■ **Task prompt**
Produce an exact copy of all the data below, dropping every image.

■ **Information supplied**
** START **

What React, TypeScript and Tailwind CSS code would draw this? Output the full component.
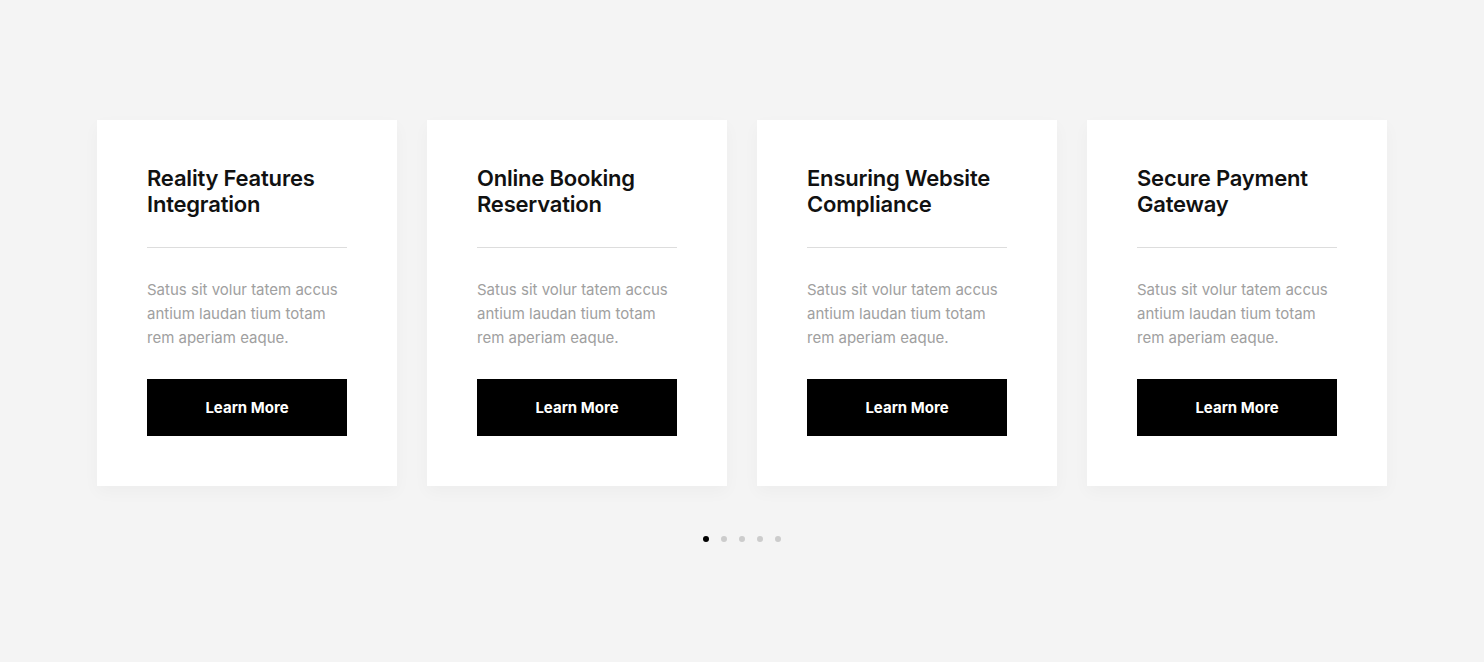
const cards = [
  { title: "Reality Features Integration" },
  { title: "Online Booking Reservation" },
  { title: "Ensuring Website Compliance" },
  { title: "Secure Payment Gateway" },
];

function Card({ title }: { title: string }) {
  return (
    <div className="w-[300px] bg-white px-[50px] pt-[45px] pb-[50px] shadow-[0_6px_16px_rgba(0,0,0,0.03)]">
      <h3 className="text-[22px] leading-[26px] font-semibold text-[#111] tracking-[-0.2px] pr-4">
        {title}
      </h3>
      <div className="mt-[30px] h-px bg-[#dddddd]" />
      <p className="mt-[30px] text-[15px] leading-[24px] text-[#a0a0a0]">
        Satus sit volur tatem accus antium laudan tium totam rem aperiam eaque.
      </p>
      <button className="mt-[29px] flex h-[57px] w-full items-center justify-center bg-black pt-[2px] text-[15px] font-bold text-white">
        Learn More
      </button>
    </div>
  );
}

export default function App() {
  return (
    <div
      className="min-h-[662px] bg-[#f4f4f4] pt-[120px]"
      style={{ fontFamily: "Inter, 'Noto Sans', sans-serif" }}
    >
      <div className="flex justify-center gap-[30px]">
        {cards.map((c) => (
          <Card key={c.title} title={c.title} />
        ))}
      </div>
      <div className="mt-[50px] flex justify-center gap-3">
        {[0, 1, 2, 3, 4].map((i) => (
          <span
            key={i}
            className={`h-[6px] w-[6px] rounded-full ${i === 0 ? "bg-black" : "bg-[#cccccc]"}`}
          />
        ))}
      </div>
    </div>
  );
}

** END **

■ **Reply**
What React, TypeScript and Tailwind CSS code would draw this? Output the full component.
const cards = [
  { title: "Reality Features Integration" },
  { title: "Online Booking Reservation" },
  { title: "Ensuring Website Compliance" },
  { title: "Secure Payment Gateway" },
];

function Card({ title }: { title: string }) {
  return (
    <div className="w-[300px] bg-white px-[50px] pt-[45px] pb-[50px] shadow-[0_6px_16px_rgba(0,0,0,0.03)]">
      <h3 className="text-[22px] leading-[26px] font-semibold text-[#111] tracking-[-0.2px] pr-4">
        {title}
      </h3>
      <div className="mt-[30px] h-px bg-[#dddddd]" />
      <p className="mt-[30px] text-[15px] leading-[24px] text-[#a0a0a0]">
        Satus sit volur tatem accus antium laudan tium totam rem aperiam eaque.
      </p>
      <button className="mt-[29px] flex h-[57px] w-full items-center justify-center bg-black pt-[2px] text-[15px] font-bold text-white">
        Learn More
      </button>
    </div>
  );
}

export default function App() {
  return (
    <div
      className="min-h-[662px] bg-[#f4f4f4] pt-[120px]"
      style={{ fontFamily: "Inter, 'Noto Sans', sans-serif" }}
    >
      <div className="flex justify-center gap-[30px]">
        {cards.map((c) => (
          <Card key={c.title} title={c.title} />
        ))}
      </div>
      <div className="mt-[50px] flex justify-center gap-3">
        {[0, 1, 2, 3, 4].map((i) => (
          <span
            key={i}
            className={`h-[6px] w-[6px] rounded-full ${i === 0 ? "bg-black" : "bg-[#cccccc]"}`}
          />
        ))}
      </div>
    </div>
  );
}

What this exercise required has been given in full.